The Northern Irishman was a surprise starter to some (to those paying attention, Nemanja Vidic was never going to play his second game in four days because of his recently surgically repaired knee). Since the start of the 2011-12 season, Evans has been one of the best defenders in the Premier League. Like all defenders, he'll make a mistake and these obviously stand out when goals result because of them. Admittedly, he didn't have the most convincing start at United and therefore, he's become a polarizing figure -- and an easy target for the media.
What many fail to recognize is that Evans is actually a really good footballer now. His positioning is astute, he's able in tackle, adequate in the air, very good on the ball (with both feet), and he's mobile. He's a modern central-defender that just put in an extraordinary performance on a gigantic European night. Perhaps not many world football fans expected this. United fans, though, were hardly surprised.
Last night in Madrid was a very good result. It's not one that will be sung about decades from now, but it was a hugely important result on the road to what could potentially be a special season. Some of the heroes on the night were unexpected ones by most but hardly shocking to us -- United fans. We know of their quality. We know of their capabilities. We should also appreciate that they're heroes against the lazy narrative.

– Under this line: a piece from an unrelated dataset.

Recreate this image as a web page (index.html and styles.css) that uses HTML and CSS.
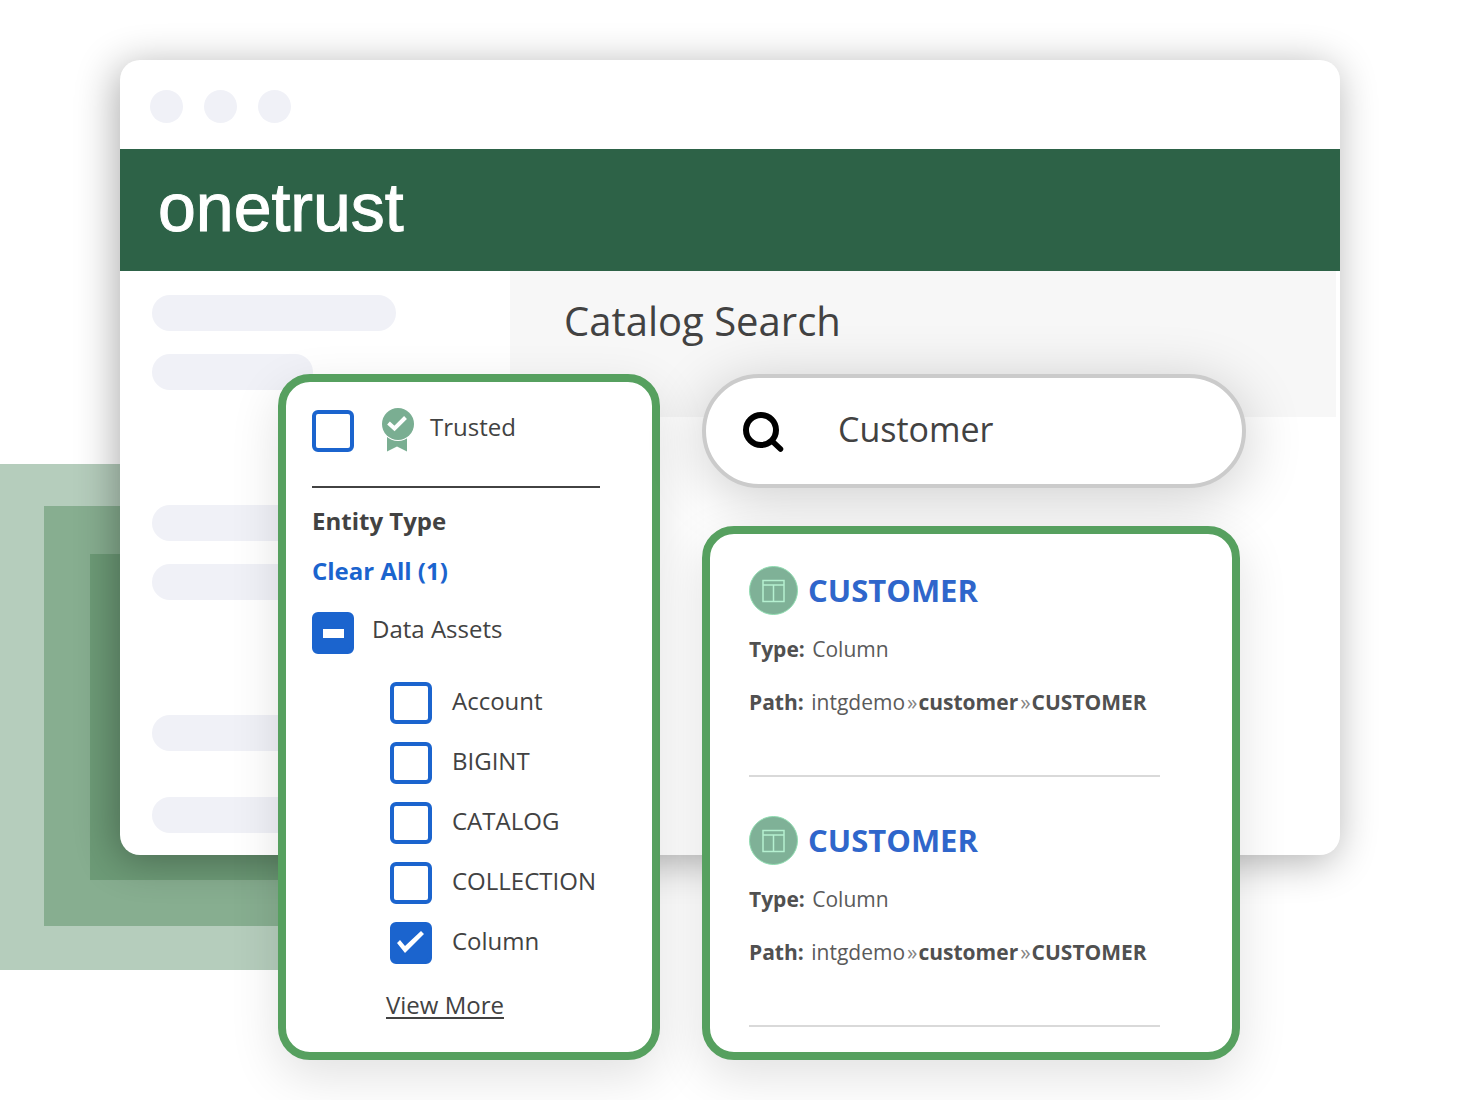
FILE: index.html
```html
<!DOCTYPE html>
<html lang="en">
<head>
  <meta charset="utf-8">
  <meta name="viewport" content="width=device-width, initial-scale=1">
  <title>OneTrust Catalog Search</title>
  <link rel="stylesheet" href="styles.css">
</head>
<body>
  <main class="scene">
    <div class="backdrop" aria-hidden="true"><div class="backdrop-mid"><div class="backdrop-inner"></div></div></div>

    <section class="window">
      <div class="titlebar" aria-hidden="true"><span class="dot"></span><span class="dot"></span><span class="dot"></span></div>
      <header class="brand-bar"><span class="brand">onetrust</span></header>
      <div class="window-body">
        <div class="skeleton" aria-hidden="true">
          <div class="bar-group"><span class="bar"></span><span class="bar bar-short"></span></div>
          <div class="bar-group"><span class="bar"></span><span class="bar"></span></div>
          <div class="bar-group bar-group-loose"><span class="bar"></span><span class="bar"></span></div>
        </div>
        <div class="page-head"><h1 class="page-title">Catalog Search</h1></div>
      </div>
    </section>

    <div class="overlay">
      <form class="card filters">
        <div class="option option-trusted">
          <input class="check" type="checkbox" id="trusted">
          <svg class="ribbon" width="32" height="46" viewBox="0 0 32 46" aria-hidden="true">
            <path d="M5 29H25V43.500L15 38.500L5 43.500Z" fill="#7aae92"/>
            <circle cx="16" cy="16" r="17" fill="#fff"/>
            <circle cx="16" cy="16" r="16" fill="#7aae92"/>
            <path d="M6.500 15L12.500 20.500L23.500 9.500" fill="none" stroke="#fff" stroke-width="4"/>
          </svg>
          <label class="option-label" for="trusted">Trusted</label>
        </div>
        <hr class="rule">
        <h2 class="filter-title">Entity Type</h2>
        <button class="clear" type="button">Clear All (1)</button>
        <div class="option option-parent">
          <input class="check check-mixed" type="checkbox" id="assets" aria-checked="mixed">
          <label class="option-label" for="assets">Data Assets</label>
        </div>
        <div class="sub-options">
          <div class="option"><input class="check" type="checkbox" id="account"><label class="option-label" for="account">Account</label></div>
          <div class="option"><input class="check" type="checkbox" id="bigint"><label class="option-label" for="bigint">BIGINT</label></div>
          <div class="option"><input class="check" type="checkbox" id="catalog"><label class="option-label" for="catalog">CATALOG</label></div>
          <div class="option"><input class="check" type="checkbox" id="collection"><label class="option-label" for="collection">COLLECTION</label></div>
          <div class="option"><input class="check" type="checkbox" id="column" checked><label class="option-label" for="column">Column</label></div>
        </div>
        <a class="more" href="#more">View More</a>
      </form>

      <div class="main-column">
        <div class="search">
          <svg class="search-icon" width="42" height="42" viewBox="0 0 42 42" aria-hidden="true">
            <circle cx="19" cy="20" r="15" fill="none" stroke="#000" stroke-width="6"/>
            <path d="M30 31L38.500 39" stroke="#000" stroke-width="5.500" stroke-linecap="round"/>
          </svg>
          <input class="search-input" type="text" value="Customer" aria-label="Search the catalog">
        </div>

        <section class="card results">
          <article class="result">
            <div class="result-head">
              <svg width="49" height="49" viewBox="0 0 49 49" aria-hidden="true">
                <circle cx="24.500" cy="24.500" r="24" fill="#7fb197" stroke="#8fdcb0"/>
                <path d="M14 14.500H35V35.500H14ZM14 19H35M24.500 19V35" fill="none" stroke="#b5f0d0" stroke-width="1.500"/>
              </svg>
              <a class="result-link" href="#customer-1">CUSTOMER</a>
            </div>
            <p class="meta"><b class="meta-key">Type:</b> Column</p>
            <p class="meta meta-path"><b class="meta-key">Path:</b> intgdemo<span class="sep">»</span><b>customer</b><span class="sep">»</span><b>CUSTOMER</b></p>
          </article>
          <article class="result">
            <div class="result-head">
              <svg width="49" height="49" viewBox="0 0 49 49" aria-hidden="true">
                <circle cx="24.500" cy="24.500" r="24" fill="#7fb197" stroke="#8fdcb0"/>
                <path d="M14 14.500H35V35.500H14ZM14 19H35M24.500 19V35" fill="none" stroke="#b5f0d0" stroke-width="1.500"/>
              </svg>
              <a class="result-link" href="#customer-2">CUSTOMER</a>
            </div>
            <p class="meta"><b class="meta-key">Type:</b> Column</p>
            <p class="meta meta-path"><b class="meta-key">Path:</b> intgdemo<span class="sep">»</span><b>customer</b><span class="sep">»</span><b>CUSTOMER</b></p>
          </article>
        </section>
      </div>
    </div>
  </main>
</body>
</html>
```
FILE: styles.css
```css
* { box-sizing: border-box; }

body {
  margin: 0;
  background: #fff;
  color: #424242;
  font-family: "Open Sans", "Noto Sans", sans-serif;
  font-size: 24px;
  line-height: 32px;
}

h1, h2, p { margin: 0; }

/* The window and the floating cards share one grid cell. */
.scene {
  position: relative;
  display: grid;
  grid-template-columns: minmax(0, 1fr);
  padding: 60px 120px 40px;
  overflow: hidden;
}

.backdrop {
  position: absolute;
  top: 464px;
  left: 0;
  width: 506px;
  padding: 42px 42px 44px 44px;
  background: #b5cdbc;
}
.backdrop-mid { padding: 48px 48px 46px 46px; background: #87ae90; }
.backdrop-inner { height: 326px; background: #6d9b77; }

.window {
  position: relative;
  grid-area: 1 / 1;
  align-self: start;
  overflow: hidden;
  border-radius: 20px;
  background: #fff;
  box-shadow: -4px 6px 40px rgba(0, 0, 0, .32);
}
.titlebar { display: flex; gap: 21px; padding: 30px 30px 26px; }
.dot { width: 33px; height: 33px; border-radius: 50%; background: #f0f1f7; }

.brand-bar { padding: 18px 38px 24px; background: #2d6247; }
.brand {
  display: block;
  color: #fff;
  font-family: "Liberation Sans", Arial, sans-serif;
  font-size: 68px;
  line-height: 80px;
  -webkit-text-stroke: 1px #fff;
}

.window-body { display: flex; align-items: flex-start; padding-right: 4px; }
.skeleton {
  flex: 0 0 390px;
  display: flex;
  flex-direction: column;
  gap: 115px;
  padding: 24px 32px 22px;
}
.bar-group { display: flex; flex-direction: column; gap: 23px; }
.bar-group-loose { gap: 46px; }
.bar { width: 244px; height: 36px; border-radius: 18px; background: #f0f1f7; }
.bar-short { width: 161px; }

.page-head { flex: 1; padding: 22px 54px 68px; background: #f7f7f7; }
.page-title { font-size: 40px; font-weight: 400; line-height: 56px; }

.overlay {
  position: relative;
  grid-area: 1 / 1;
  display: grid;
  grid-template-columns: 382px minmax(0, 1fr);
  gap: 42px;
  margin: 314px 94px 0 158px;
}

.card {
  border: 8px solid #56a05f;
  border-radius: 32px;
  background: #fff;
  box-shadow: 0 16px 50px rgba(0, 0, 0, .12);
}

.filters {
  display: flex;
  flex-direction: column;
  align-items: flex-start;
  padding: 28px 26px 31px;
}
.option { display: flex; align-items: center; gap: 20px; }
.option-trusted { gap: 16px; height: 42px; }
.option-parent { gap: 18px; margin-top: 25px; }
.option-label { padding-bottom: 4px; }
.option-trusted .option-label,
.option-parent .option-label { padding-bottom: 8px; }
.ribbon { margin-left: 12px; }

.check {
  appearance: none;
  width: 42px;
  height: 42px;
  margin: 0;
  border: 4px solid #1b64ce;
  border-radius: 6px;
  background: #fff;
}
.check:checked, .check-mixed { background: #1b64ce; }
.check:checked::before, .check-mixed::before {
  content: "";
  display: block;
  height: 34px;
  background: #fff;
}
.check:checked::before { clip-path: polygon(3px 17px, 6px 14px, 11px 20px, 27px 5px, 30px 8px, 11px 27px); }
.check-mixed::before { clip-path: polygon(7px 13px, 28px 13px, 28px 22px, 7px 22px); }

.rule { width: 288px; height: 2px; margin: 34px 0 17px; border: 0; background: #424242; }
.filter-title { font-size: 24px; font-weight: 700; line-height: 32px; }
.clear {
  margin-top: 18px;
  padding: 0;
  border: 0;
  background: none;
  color: #1b64ce;
  font: inherit;
  font-weight: 700;
}
.sub-options { display: flex; flex-direction: column; gap: 18px; margin: 28px 0 25px 78px; }
.more { margin-left: 74px; color: inherit; text-underline-offset: 3px; text-decoration-thickness: 2px; }

.main-column { display: flex; flex-direction: column; gap: 38px; }
.search {
  display: flex;
  align-items: center;
  gap: 54px;
  padding: 29px 36px;
  border: 4px solid #cbcbcb;
  border-radius: 57px;
  background: #fff;
  box-shadow: 0 10px 60px rgba(0, 0, 0, .2);
}
.search-icon { flex: none; }
.search-input {
  flex: 1;
  min-width: 0;
  height: 48px;
  padding: 0 0 4px;
  border: 0;
  outline: 0;
  background: none;
  color: inherit;
  font: inherit;
  font-size: 34px;
}

.results { margin-right: 6px; padding: 32px 72px 25px 39px; }
.result { padding-bottom: 58px; border-bottom: 2px solid #d9d9d9; }
.result + .result { margin-top: 39px; }
.result-head { display: flex; align-items: center; gap: 10px; height: 49px; margin-bottom: 19px; }
.result-link { padding-bottom: 2px; color: #2f66cb; font-size: 31px; font-weight: 700; line-height: 40px; text-decoration: none; }
.meta { color: #5a5a5a; font-size: 21px; line-height: 30px; white-space: nowrap; }
.meta b { color: #505050; }
.meta-key { margin-right: 2px; }
.sep { margin: 0 1px 0 2px; color: #858585; }
.meta-path { margin-top: 23px; }
```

This website -- like so many on the SB Nation network -- is devoted to meaningful coverage and community involvement. No one knows our team better than us. Do yourself a favor and don't give into lazy narratives when the traditional media slag our players. Continue with your conviction at pubs when you feel someone wrongfully puts down David de Gea or another player. As frustrating as it can seem, you'll eventually get rewarded (sometimes) when those you believe in come through as they did in Madrid. Like our heroes, be a champion against the narrative.